- DO THIS
Pick out the lines in the listing below that contain the word "with" and copy them.

- DATASET ROWS
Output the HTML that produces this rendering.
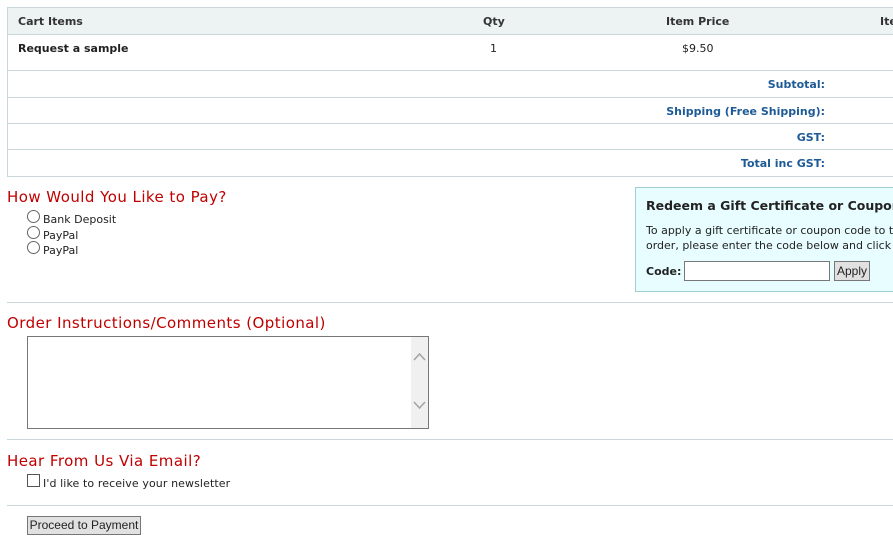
<!DOCTYPE html>
<html><head><style>
body{margin:0;width:893px;height:543px;overflow:hidden;background:#fff;font-family:"DejaVu Sans",Verdana,sans-serif;font-size:11px;color:#222;position:relative}
.a{position:absolute;white-space:nowrap}
.hl{position:absolute;left:7px;width:900px;height:1px;background:#c9d6dc}
.b{font-weight:bold}
.blue{color:#1d5a96;font-weight:bold}
h{position:absolute;color:#c00000;font-size:15px;letter-spacing:0.45px;white-space:nowrap}
.rad{position:absolute;width:11px;height:11px;border:1px solid #666;border-radius:50%;background:#fff}
</style></head><body>
<div class="a" style="left:7px;top:7px;width:900px;height:170px;border:1px solid #c9d6dc;box-sizing:border-box"></div>
<div class="a" style="left:8px;top:8px;width:900px;height:26px;background:#edf2f2"></div>
<div class="hl" style="top:34px"></div>
<div class="hl" style="top:70px"></div>
<div class="hl" style="top:97px"></div>
<div class="hl" style="top:123px"></div>
<div class="hl" style="top:149px"></div>
<div class="a b" style="left:18px;top:15px;color:#333">Cart Items</div>
<div class="a b" style="left:483px;top:15px;color:#333">Qty</div>
<div class="a b" style="left:666px;top:15px;color:#333">Item Price</div>
<div class="a b" style="left:880px;top:15px;color:#333">Item</div>
<div class="a b" style="left:18px;top:42px">Request a sample</div>
<div class="a" style="left:490px;top:42px">1</div>
<div class="a" style="left:682px;top:42px">$9.50</div>
<div class="a blue" style="right:68px;top:78px">Subtotal:</div>
<div class="a blue" style="right:68px;top:105px">Shipping (Free Shipping):</div>
<div class="a blue" style="right:68px;top:131px">GST:</div>
<div class="a blue" style="right:68px;top:157px">Total inc GST:</div>
<h style="left:7px;top:188px">How Would You Like to Pay?</h>
<div class="rad" style="left:27px;top:210px"></div><div class="a" style="left:43px;top:213px">Bank Deposit</div>
<div class="rad" style="left:27px;top:226px"></div><div class="a" style="left:43px;top:229px">PayPal</div>
<div class="rad" style="left:27px;top:241px"></div><div class="a" style="left:43px;top:244px">PayPal</div>
<div class="a" style="left:635px;top:187px;width:300px;height:105px;background:#e8fdff;border:1px solid #9fcfd3;box-sizing:border-box"></div>
<div class="a b" style="left:646px;top:198px;font-size:12.5px">Redeem a Gift Certificate or Coupon</div>
<div class="a" style="left:646px;top:223px;line-height:15px">To apply a gift certificate or coupon code to this<br>order, please enter the code below and click</div>
<div class="a b" style="left:646px;top:265px">Code:</div>
<div class="a" style="left:684px;top:261px;width:146px;height:20px;border:1px solid #777;background:#fff;box-sizing:border-box"></div>
<div class="a" style="left:834px;top:261px;width:36px;height:20px;border:1px solid #777;background:#e1e1e1;box-sizing:border-box;font-family:'Liberation Sans',Arial,sans-serif;font-size:12px;text-align:center;line-height:18px">Apply</div>
<div class="hl" style="top:302px"></div>
<h style="left:7px;top:314px">Order Instructions/Comments (Optional)</h>
<div class="a" style="left:27px;top:336px;width:402px;height:93px;border:1px solid #777;box-sizing:border-box;background:#fff"></div>
<div class="a" style="left:411px;top:337px;width:17px;height:91px;background:#f0f0f0"></div>
<svg class="a" style="left:413px;top:352px" width="13" height="10"><path d="M1 8 L6.5 2 L12 8" stroke="#a3a3a3" fill="none" stroke-width="1.5"/></svg>
<svg class="a" style="left:413px;top:400px" width="13" height="10"><path d="M1 2 L6.5 8 L12 2" stroke="#a3a3a3" fill="none" stroke-width="1.5"/></svg>
<div class="hl" style="top:439px"></div>
<h style="left:7px;top:452px">Hear From Us Via Email?</h>
<div class="a" style="left:27px;top:474px;width:13px;height:13px;border:1px solid #555;box-sizing:border-box;background:#fff"></div>
<div class="a" style="left:43px;top:477px;letter-spacing:0.1px">I'd like to receive your newsletter</div>
<div class="hl" style="top:505px"></div>
<div class="a" style="left:27px;top:516px;width:114px;height:19px;border:1px solid #777;background:#e1e1e1;box-sizing:border-box;font-family:'Liberation Sans',Arial,sans-serif;font-size:12px;text-align:center;line-height:17px">Proceed to Payment</div>
</body></html>
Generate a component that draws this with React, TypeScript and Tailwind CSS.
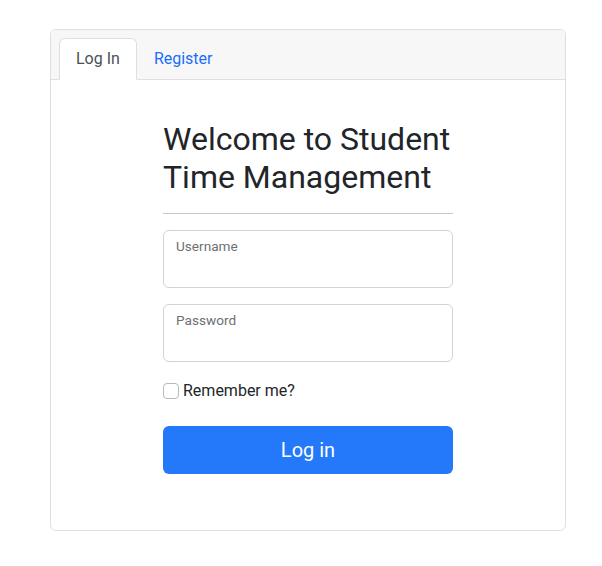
export default function App() {
  return (
    <div className="min-h-screen bg-white pt-[29px] px-[50px] font-['Roboto',sans-serif] text-[#212529]">
      <div className="w-[516px] rounded-md border border-[#dfdfdf] bg-white">
        {/* Card header with tabs */}
        <div className="flex rounded-t-md border-b border-[#dfdfdf] bg-[#f7f7f7] pl-2 pt-2">
          <div className="-mb-px rounded-t-md border border-[#dfdfdf] border-b-white bg-white px-4 py-2 text-base leading-6 text-[#495057]">
            Log In
          </div>
          <div className="-mb-px border border-transparent px-4 py-2 text-base leading-6 text-[#1a6ef8]">
            Register
          </div>
        </div>

        {/* Card body */}
        <div className="px-4 pt-[40px] pb-[56px]">
          <div className="mx-auto w-[290px]">
            <h1 className="text-[32px] font-normal leading-[38.4px] text-[#212529]">
              Welcome to Student Time Management
            </h1>
            <hr className="mt-4 mb-4 border-t border-[#c8c9ca]" />

            <div className="relative mb-4">
              <input
                className="h-[58px] w-full rounded-md border border-[#ced4da] bg-white px-3"
                aria-label="Username"
              />
              <label className="pointer-events-none absolute left-[13px] top-[6px] text-[13.6px] leading-5 text-[#6c7074]">
                Username
              </label>
            </div>

            <div className="relative mb-4">
              <input
                type="password"
                className="h-[58px] w-full rounded-md border border-[#ced4da] bg-white px-3"
                aria-label="Password"
              />
              <label className="pointer-events-none absolute left-[13px] top-[6px] text-[13.6px] leading-5 text-[#6c7074]">
                Password
              </label>
            </div>

            <label className="mt-[17px] flex items-center gap-1 text-base leading-6 text-[#212529]">
              <input
                type="checkbox"
                className="h-4 w-4 appearance-none rounded-[4px] border border-[#b9b9b9] bg-white"
              />
              Remember me?
            </label>

            <button className="mt-[23px] h-12 w-full rounded-md bg-[#2479fb] text-xl text-white">
              Log in
            </button>
          </div>
        </div>
      </div>
    </div>
  );
}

- EXERCISE RESULT
Generate a component that draws this with React, TypeScript and Tailwind CSS.
        {/* Card header with tabs */}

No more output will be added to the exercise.